In 1933 the Inch shipyard was sold to National Shipbuilders Security and 'sterilised' for 40 years. Then in 1935 Lithgows took control of the Fairfield Shipbuilding & Engineering Company in Govan although it continued trading as a separate entity.

Closures followed: the Bay shipyard was closed and demolished in 1935. The Robert Duncan East Shipyard which had closed in 1931 was reopened under the Lithgows name in 1937.

===Post War===
In 1949 Sir James Lithgow set up Scottish Ore Carriers Ltd.

In 1961 Lithgows took control of Ferguson Brothers (Port Glasgow) Ltd. at Newark (although it continued to trade as a separate entity).

In 1963 the East Yard was merged with William Hamilton and Company's Glen Yard, so acquiring an Arrol 'Goliath' gantry crane and the David Rowan engine-building subsidiary was merged with Fairfield's enginebuilding to form Fairfield Rowan Ltd.

In 1964 the Lithgow enginebuilding subsidiary of Rankin & Blackmore closed their Eagle Foundry in Greenock.	Then in 1965 Fairfield Shipbuilding & Engineering was placed in receivership. It continued outwith Lithgow control as Fairfield (Glasgow) Ltd (q.v.). The enginebuilding subsidiary Fairfield Rowan was closed in 1966.

In 1966 Lithgows purchased the Inchgreen Drydock from Firth of Clyde Drydock Company. It occupied the site of Lithgows' former Gas works at Inchgreen.

In 1967 Lithgows merged with Scotts Shipbuilding and Engineering Company to form Scott Lithgow Ltd although Lithgows traded separately as Lithgows (1969) Ltd.

In 1970 Lithgows (1969) Ltd purchased the Campbeltown Shipyard Ltd and in 1972 the Glen / East Yard was absorbed into the Kingston Yard.

In 1977 Scott Lithgow Ltd (and its Scott, Lithgow and Ferguson subsidiaries) were absorbed into the state owned British Shipbuilders. After 1977 Lithgows Ltd remained in family hands and their business interests diversified into hotels, electronics and aquaculture (sold in 2010).

From 1981 the former Lithgow Kingston / Glen Yard was operated by Scott Lithgow (Offshore) Ltd. In 1983 the former Lithgow yards at Kingston / Glen were sold to Trafalgar House but were unused after 1987. The yards were partly dismantled in the years 1987 to 1995. In 1996 the Kingston / Glen yards were sold to Clydeport plc for redevelopment. Then in 1997 Clydeport leased the Inchgreen Drydock to UiE Scotland for ship refitting and the Arrol 'Goliath' Gantry Crane was demolished.

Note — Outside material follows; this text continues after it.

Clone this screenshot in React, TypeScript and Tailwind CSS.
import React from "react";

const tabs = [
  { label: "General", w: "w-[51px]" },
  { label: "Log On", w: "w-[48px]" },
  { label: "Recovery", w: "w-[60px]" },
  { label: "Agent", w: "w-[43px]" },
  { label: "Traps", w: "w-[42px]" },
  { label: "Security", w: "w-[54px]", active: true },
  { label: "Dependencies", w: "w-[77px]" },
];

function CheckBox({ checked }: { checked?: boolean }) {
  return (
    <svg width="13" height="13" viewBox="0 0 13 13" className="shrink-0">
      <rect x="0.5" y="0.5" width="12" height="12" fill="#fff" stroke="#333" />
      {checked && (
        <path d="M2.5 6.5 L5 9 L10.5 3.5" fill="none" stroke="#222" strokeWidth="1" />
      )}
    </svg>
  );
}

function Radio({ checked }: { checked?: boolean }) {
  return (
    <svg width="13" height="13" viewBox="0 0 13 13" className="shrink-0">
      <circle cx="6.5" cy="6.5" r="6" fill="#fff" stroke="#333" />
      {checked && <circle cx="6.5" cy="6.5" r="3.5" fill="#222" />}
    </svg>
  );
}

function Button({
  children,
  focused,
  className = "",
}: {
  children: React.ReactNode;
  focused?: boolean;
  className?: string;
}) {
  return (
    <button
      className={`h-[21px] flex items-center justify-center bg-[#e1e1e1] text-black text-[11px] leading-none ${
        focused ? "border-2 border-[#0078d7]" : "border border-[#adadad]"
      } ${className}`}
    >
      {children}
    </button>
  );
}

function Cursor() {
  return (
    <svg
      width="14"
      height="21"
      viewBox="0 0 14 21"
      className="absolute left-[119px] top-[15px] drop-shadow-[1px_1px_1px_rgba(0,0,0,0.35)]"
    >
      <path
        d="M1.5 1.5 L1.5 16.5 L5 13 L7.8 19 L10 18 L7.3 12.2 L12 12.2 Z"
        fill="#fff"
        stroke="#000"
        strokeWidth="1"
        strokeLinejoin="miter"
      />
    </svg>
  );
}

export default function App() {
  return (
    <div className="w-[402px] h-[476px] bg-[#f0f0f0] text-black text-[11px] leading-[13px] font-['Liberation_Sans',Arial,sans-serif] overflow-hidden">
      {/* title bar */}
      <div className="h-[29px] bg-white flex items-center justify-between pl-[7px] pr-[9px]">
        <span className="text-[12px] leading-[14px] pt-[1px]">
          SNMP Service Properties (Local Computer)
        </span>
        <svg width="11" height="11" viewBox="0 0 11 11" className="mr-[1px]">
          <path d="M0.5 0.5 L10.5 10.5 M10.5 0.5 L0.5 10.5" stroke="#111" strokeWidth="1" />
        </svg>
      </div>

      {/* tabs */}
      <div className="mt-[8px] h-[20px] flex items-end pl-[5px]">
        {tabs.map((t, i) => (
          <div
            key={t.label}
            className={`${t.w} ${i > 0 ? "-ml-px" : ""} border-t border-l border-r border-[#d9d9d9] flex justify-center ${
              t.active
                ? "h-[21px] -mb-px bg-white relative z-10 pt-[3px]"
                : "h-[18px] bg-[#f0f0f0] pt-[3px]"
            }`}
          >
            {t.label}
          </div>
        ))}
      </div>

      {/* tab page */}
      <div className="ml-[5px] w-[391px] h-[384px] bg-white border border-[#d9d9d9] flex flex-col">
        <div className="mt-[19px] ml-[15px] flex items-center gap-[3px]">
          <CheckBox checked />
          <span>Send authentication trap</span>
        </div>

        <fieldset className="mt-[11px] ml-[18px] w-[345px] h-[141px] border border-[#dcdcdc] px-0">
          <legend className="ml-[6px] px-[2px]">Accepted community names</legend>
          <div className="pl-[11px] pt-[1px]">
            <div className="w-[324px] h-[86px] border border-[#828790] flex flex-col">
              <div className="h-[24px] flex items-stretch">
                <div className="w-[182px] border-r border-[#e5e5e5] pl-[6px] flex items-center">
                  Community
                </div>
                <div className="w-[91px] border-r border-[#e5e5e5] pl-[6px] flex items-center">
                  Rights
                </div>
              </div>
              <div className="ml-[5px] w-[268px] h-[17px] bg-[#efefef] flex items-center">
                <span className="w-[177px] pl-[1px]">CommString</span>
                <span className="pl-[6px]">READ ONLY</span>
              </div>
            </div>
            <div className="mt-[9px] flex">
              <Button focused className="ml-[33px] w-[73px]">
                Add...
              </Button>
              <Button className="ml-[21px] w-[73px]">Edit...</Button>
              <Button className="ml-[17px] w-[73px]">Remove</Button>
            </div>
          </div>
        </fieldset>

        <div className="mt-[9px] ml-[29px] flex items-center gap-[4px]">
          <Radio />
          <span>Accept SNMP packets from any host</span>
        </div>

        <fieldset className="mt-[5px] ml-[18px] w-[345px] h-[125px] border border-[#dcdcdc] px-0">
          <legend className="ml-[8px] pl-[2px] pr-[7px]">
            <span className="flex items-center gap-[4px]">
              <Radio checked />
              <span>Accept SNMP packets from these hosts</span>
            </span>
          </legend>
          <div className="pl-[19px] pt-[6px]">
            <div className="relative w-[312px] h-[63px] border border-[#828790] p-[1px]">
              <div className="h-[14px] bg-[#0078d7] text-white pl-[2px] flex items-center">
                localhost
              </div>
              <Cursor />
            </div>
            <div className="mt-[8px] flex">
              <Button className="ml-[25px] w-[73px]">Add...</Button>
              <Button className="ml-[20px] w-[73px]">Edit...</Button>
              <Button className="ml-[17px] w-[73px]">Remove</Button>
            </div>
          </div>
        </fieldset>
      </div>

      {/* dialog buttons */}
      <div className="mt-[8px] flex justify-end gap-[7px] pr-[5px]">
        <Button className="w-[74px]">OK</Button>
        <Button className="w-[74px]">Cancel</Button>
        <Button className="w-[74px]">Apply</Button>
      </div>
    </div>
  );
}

Final traces of the Kingston and Glen / East shipyards were all but removed in 2005 and 2006, with only the red main gate of the Glen Yard surviving in late 2015. The Kingston is being redeveloped for residential purposes and the Glen is now the site of a large retail development.

Lithgows Ltd returned to shipbuilding in 1996 when they purchased the Buckie Shipyard in eastern Scotland. The shipyard went into administration in August 2013. Lithgows continue to operate the Marine Resources Centre at Barcaldine, Argyll, near Oban.